In the beginning, God gave Adam and Eve full access to life.
“You may freely eat of every tree…”
Except one.
The Tree of the Knowledge of Good and Evil.
And that’s the one they reached for.
Not because they were lacking. They had everything. The whole garden. Every tree. Abundance.
But a voice whispered: “You’re missing something.”
“Did God really say…?”
And desire twisted that day.
Ever since, the human story has been hunger misdirected.
We’re still being pulled by that same tension.
Wisdom calls out in the streets. So does Folly.
One invites you to wholeness, truth, life.
The other offers what’s fast, what feels good, what numbs.
Desire isn’t wrong. It’s holy.
But it’s shapeable.
And what you feed on—whether ego, escape, lust, distraction—trains your appetite.
You become what you consume.
Into this chaos, Jesus doesn’t just speak.
He offers Himself.
Not another philosophy.

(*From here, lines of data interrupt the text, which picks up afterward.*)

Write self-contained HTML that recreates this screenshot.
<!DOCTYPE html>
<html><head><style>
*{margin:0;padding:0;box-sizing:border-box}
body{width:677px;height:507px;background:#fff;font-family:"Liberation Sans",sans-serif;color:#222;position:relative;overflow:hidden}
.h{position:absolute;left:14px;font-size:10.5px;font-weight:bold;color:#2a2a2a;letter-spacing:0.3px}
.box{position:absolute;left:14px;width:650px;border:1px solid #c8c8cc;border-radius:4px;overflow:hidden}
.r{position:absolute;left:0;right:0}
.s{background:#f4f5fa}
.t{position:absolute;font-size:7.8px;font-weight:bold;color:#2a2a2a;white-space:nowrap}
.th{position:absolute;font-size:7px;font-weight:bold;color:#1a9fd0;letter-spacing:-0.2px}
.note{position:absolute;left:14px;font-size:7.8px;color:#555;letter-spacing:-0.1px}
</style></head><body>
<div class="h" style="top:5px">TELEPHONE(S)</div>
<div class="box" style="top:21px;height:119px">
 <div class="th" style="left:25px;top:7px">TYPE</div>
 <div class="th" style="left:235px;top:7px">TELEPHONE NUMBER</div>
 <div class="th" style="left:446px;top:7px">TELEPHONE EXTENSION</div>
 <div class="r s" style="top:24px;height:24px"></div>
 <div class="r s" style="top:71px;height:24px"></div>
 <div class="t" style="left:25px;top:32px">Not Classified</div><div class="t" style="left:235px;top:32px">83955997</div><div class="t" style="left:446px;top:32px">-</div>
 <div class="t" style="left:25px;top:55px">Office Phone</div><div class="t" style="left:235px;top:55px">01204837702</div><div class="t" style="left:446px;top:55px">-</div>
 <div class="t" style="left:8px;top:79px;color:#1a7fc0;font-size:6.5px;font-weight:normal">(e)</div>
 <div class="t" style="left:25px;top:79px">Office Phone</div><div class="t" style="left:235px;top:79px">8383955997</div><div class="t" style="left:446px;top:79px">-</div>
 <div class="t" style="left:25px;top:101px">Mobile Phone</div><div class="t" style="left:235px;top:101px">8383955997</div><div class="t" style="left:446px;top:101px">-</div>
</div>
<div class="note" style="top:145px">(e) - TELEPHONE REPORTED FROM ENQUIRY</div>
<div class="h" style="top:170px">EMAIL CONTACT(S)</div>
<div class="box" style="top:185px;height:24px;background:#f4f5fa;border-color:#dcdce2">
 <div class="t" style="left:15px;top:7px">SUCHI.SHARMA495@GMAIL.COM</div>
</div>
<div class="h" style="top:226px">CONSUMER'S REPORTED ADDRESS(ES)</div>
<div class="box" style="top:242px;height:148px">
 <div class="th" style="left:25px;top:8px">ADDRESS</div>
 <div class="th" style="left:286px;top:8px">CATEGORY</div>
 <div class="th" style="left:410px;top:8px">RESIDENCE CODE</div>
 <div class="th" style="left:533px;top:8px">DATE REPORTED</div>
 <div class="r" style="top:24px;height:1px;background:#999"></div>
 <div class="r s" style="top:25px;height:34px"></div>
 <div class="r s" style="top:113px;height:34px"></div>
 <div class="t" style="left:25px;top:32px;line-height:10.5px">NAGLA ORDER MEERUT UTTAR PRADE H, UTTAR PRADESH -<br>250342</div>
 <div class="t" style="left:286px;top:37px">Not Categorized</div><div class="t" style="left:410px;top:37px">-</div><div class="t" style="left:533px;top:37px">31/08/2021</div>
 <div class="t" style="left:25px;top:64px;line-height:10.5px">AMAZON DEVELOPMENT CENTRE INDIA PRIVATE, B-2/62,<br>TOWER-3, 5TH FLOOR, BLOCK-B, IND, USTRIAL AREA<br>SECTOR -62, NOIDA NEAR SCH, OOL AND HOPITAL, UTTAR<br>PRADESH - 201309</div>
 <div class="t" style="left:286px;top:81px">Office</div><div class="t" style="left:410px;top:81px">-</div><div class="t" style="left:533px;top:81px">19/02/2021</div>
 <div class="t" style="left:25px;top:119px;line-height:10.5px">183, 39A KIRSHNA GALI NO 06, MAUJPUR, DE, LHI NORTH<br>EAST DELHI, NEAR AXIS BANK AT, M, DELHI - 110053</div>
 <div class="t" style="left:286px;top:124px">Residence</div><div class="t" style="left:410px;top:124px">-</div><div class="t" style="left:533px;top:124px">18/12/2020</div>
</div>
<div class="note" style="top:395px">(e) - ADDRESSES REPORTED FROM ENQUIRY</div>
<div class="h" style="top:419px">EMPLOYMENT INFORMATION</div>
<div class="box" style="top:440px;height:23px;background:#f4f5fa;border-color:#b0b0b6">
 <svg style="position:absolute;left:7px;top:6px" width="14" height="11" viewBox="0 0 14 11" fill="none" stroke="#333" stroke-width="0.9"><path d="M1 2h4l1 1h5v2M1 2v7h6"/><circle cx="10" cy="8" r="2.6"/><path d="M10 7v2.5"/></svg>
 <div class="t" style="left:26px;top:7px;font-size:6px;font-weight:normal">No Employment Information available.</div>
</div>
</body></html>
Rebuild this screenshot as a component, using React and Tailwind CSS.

Not another self-help plan.
A table.
A body broken. Blood poured out.
“This is My body. This is My blood. Take and eat.”
He knows you’re starving.
And He doesn’t shame the hunger. He answers it.
The cross becomes a feast for the soul. A place where hunger meets healing.
Not cheap sugar. Real substance.
So the question isn’t: Are you hungry?
You are.
The question is: Whose table are you sitting at?
And what is it making you crave?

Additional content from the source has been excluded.